The stresses on the longitudinal and circumferential joints are quite different.

Quoting Slz396 (Reply 13):
I think that even a composite shell-based A350, with a composite frame (something the 787 does not have) and a composite wing (which the 787 does not have) should have no problems leapfrogging the 787.

The 787 does have a composite wing.

Quoting Iwok (Reply 14):
I believe only some of the frames are titanium and most are composite; although I am sure there is someone with more knowlege than me who can confirm/deny this.

My understanding is that some 787 frames are titanium and that most are aluminium alloy.

Quoting Slz396 (Reply 20):
I thought the common pylon was planned to be a pivotal part of the 787 too... as was the sharktail...
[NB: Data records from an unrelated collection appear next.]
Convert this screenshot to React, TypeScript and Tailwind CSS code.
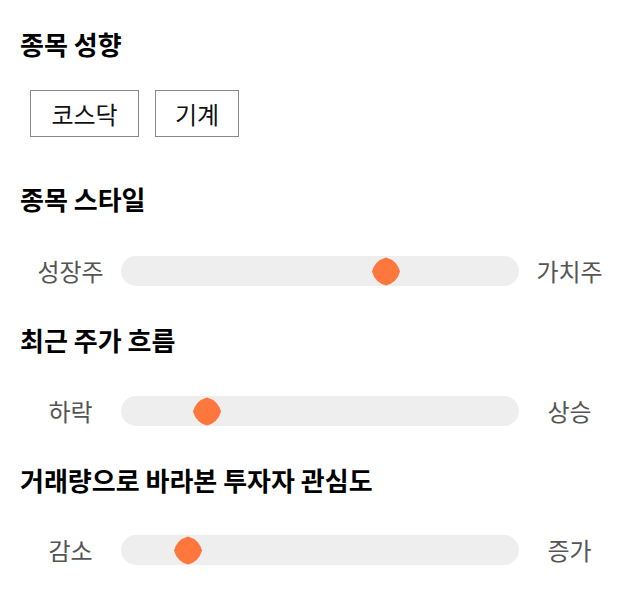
const font = { fontFamily: '"Noto Sans CJK KR", "Noto Sans", sans-serif' };

type SliderProps = { left: string; right: string; value: number };

/* 마름모꼴 썸 */
function Thumb() {
  return (
    <svg width="29" height="29" viewBox="0 0 29 29" className="block">
      <path
        d="M14.5 0.5 Q25.5 3.5 28.5 14.5 Q25.5 25.5 14.5 28.5 Q3.5 25.5 0.5 14.5 Q3.5 3.5 14.5 0.5 Z"
        fill="#ff773d"
      />
    </svg>
  );
}

function Slider({ left, right, value }: SliderProps) {
  return (
    <div className="flex items-center h-[30px]">
      <span className="w-[101px] text-center text-[24px] leading-[30px] text-[#555]">{left}</span>
      <div className="relative flex-1 h-[30px] rounded-full bg-[#eeeeee]">
        <div
          className="absolute top-[1px] -translate-x-1/2"
          style={{ left: `${value}%` }}
        >
          <Thumb />
        </div>
      </div>
      <span className="w-[101px] text-center text-[24px] leading-[30px] text-[#555]">{right}</span>
    </div>
  );
}

function Heading({ children }: { children: React.ReactNode }) {
  return <h2 className="text-[26px] leading-[32px] font-bold text-black">{children}</h2>;
}

const tag = "h-[47px] flex items-center justify-center border border-[#888] text-[24px] text-[#111]";

export default function App() {
  return (
    <div className="w-[640px] h-[606px] bg-white px-5 pt-[28px]" style={font}>
      {/* 종목 성향 */}
      <Heading>종목 성향</Heading>
      <div className="flex gap-4 pl-[10px] mt-[30px]">
        <div className={`${tag} w-[109px]`}>코스닥</div>
        <div className={`${tag} w-[84px]`}>기계</div>
      </div>

      <div className="mt-[46px]">
        <Heading>종목 스타일</Heading>
      </div>
      <div className="mt-[41px]">
        <Slider left="성장주" right="가치주" value={66.5} />
      </div>

      <div className="mt-[38px]">
        <Heading>최근 주가 흐름</Heading>
      </div>
      <div className="mt-[40px]">
        <Slider left="하락" right="상승" value={21.5} />
      </div>

      <div className="mt-[38px]">
        <Heading>거래량으로 바라본 투자자 관심도</Heading>
      </div>
      <div className="mt-[39px]">
        <Slider left="감소" right="증가" value={16.8} />
      </div>
    </div>
  );
}
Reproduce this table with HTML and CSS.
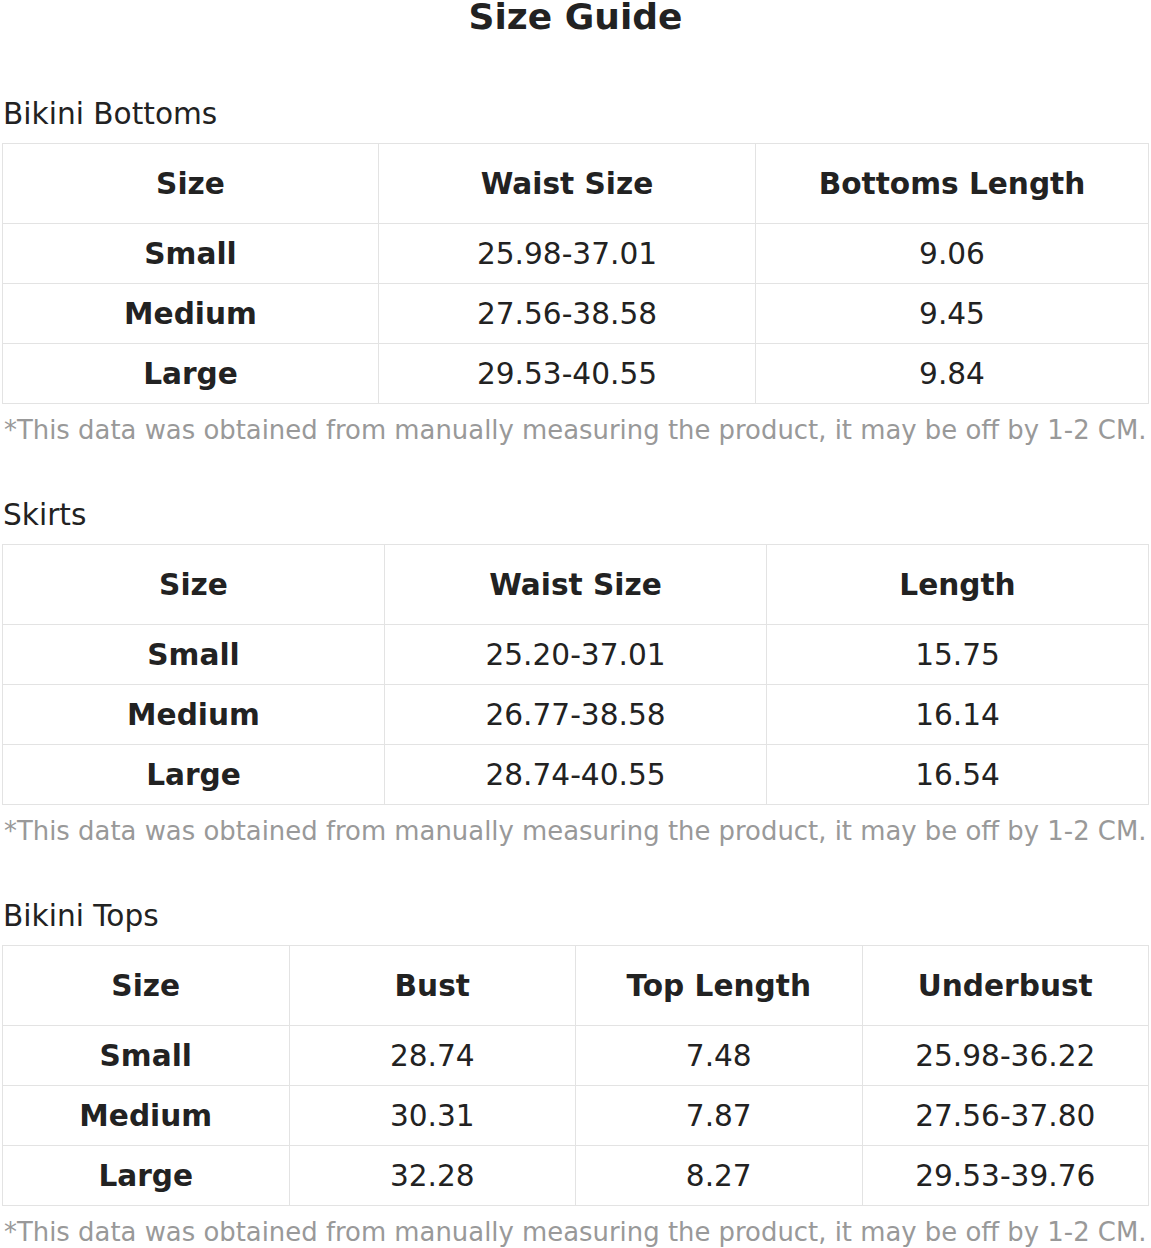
FILE: index.html
```html
<!DOCTYPE html>
<html>
<head>
<meta charset="utf-8">
<link rel="stylesheet" href="styles.css">
</head>
<body>
<h1 class="title">Size Guide</h1>

<section class="guide first">
  <h2 class="guide-name">Bikini Bottoms</h2>
  <table class="size-table">
    <colgroup><col class="col-a"><col class="col-b"><col></colgroup>
    <thead>
      <tr><th>Size</th><th>Waist Size</th><th>Bottoms Length</th></tr>
    </thead>
    <tbody>
      <tr><th>Small</th><td>25.98-37.01</td><td>9.06</td></tr>
      <tr><th>Medium</th><td>27.56-38.58</td><td>9.45</td></tr>
      <tr><th>Large</th><td>29.53-40.55</td><td>9.84</td></tr>
    </tbody>
  </table>
  <p class="note">*This data was obtained from manually measuring the product, it may be off by 1-2 CM.</p>
</section>

<section class="guide">
  <h2 class="guide-name">Skirts</h2>
  <table class="size-table">
    <thead>
      <tr><th>Size</th><th>Waist Size</th><th>Length</th></tr>
    </thead>
    <tbody>
      <tr><th>Small</th><td>25.20-37.01</td><td>15.75</td></tr>
      <tr><th>Medium</th><td>26.77-38.58</td><td>16.14</td></tr>
      <tr><th>Large</th><td>28.74-40.55</td><td>16.54</td></tr>
    </tbody>
  </table>
  <p class="note">*This data was obtained from manually measuring the product, it may be off by 1-2 CM.</p>
</section>

<section class="guide">
  <h2 class="guide-name">Bikini Tops</h2>
  <table class="size-table">
    <thead>
      <tr><th>Size</th><th>Bust</th><th>Top Length</th><th>Underbust</th></tr>
    </thead>
    <tbody>
      <tr><th>Small</th><td>28.74</td><td>7.48</td><td>25.98-36.22</td></tr>
      <tr><th>Medium</th><td>30.31</td><td>7.87</td><td>27.56-37.80</td></tr>
      <tr><th>Large</th><td>32.28</td><td>8.27</td><td>29.53-39.76</td></tr>
    </tbody>
  </table>
  <p class="note">*This data was obtained from manually measuring the product, it may be off by 1-2 CM.</p>
</section>
</body>
</html>
```
FILE: styles.css
```css
html, body {
  margin: 0;
  background: #fff;
}
body {
  padding: 0 2px;
  font-family: "DejaVu Sans", sans-serif;
  color: #222;
  font-size: 29.6px;
}
.title {
  margin: 0;
  font-size: 36px;
  line-height: 33px;
  font-weight: bold;
  text-align: center;
}
.guide {
  margin-top: 52.5px;
}
.guide.first {
  margin-top: 63.5px;
}
.guide-name {
  margin: 0 0 12px 1px;
  font-size: 29.6px;
  font-weight: normal;
  line-height: 34.5px;
}
.size-table {
  width: 100%;
  table-layout: fixed;
  border-collapse: collapse;
  border-spacing: 0;
}
.col-a {
  width: 376px;
}
.col-b {
  width: 377px;
}
.size-table th,
.size-table td {
  border: 1px solid #e3e3e3;
  text-align: center;
  line-height: 35px;
  padding: 13px 4px 11px;
  font-size: 29.6px;
  white-space: nowrap;
}
.size-table th {
  font-weight: bold;
}
.size-table td {
  font-weight: normal;
}
.size-table thead th {
  padding: 23px 4px 21px;
}
.note {
  margin: 11px 0 0 2px;
  font-size: 25.9px;
  line-height: 30px;
  color: #999;
  white-space: nowrap;
}
```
The sharktail a "pivotal" part of the 787???  rotfl 
 
Joni
Posts: 2613
Joined: Thu Aug 10, 2000 11:05 pm

RE: WSJ: Airbus Switches To Composite Frames

Sat Sep 15, 2007 8:39 pm

Quoting Zvezda (Reply 6):

How would it be in Airbus's favor to let potential customers incorrectly believe that they still are developing an inferior design? It seems quite normal that Airbus would want their customers to know that their product is better.

I think Airbus has consistently been telling their customers that the XWB is superior to the B787.

Quoting Slz396 (Reply 12):
If the A350 gets a fully composite frame indeed, will it not have leapfrogged the 787?
As far as I understood it, there are still some metal frames in the 787 hull.....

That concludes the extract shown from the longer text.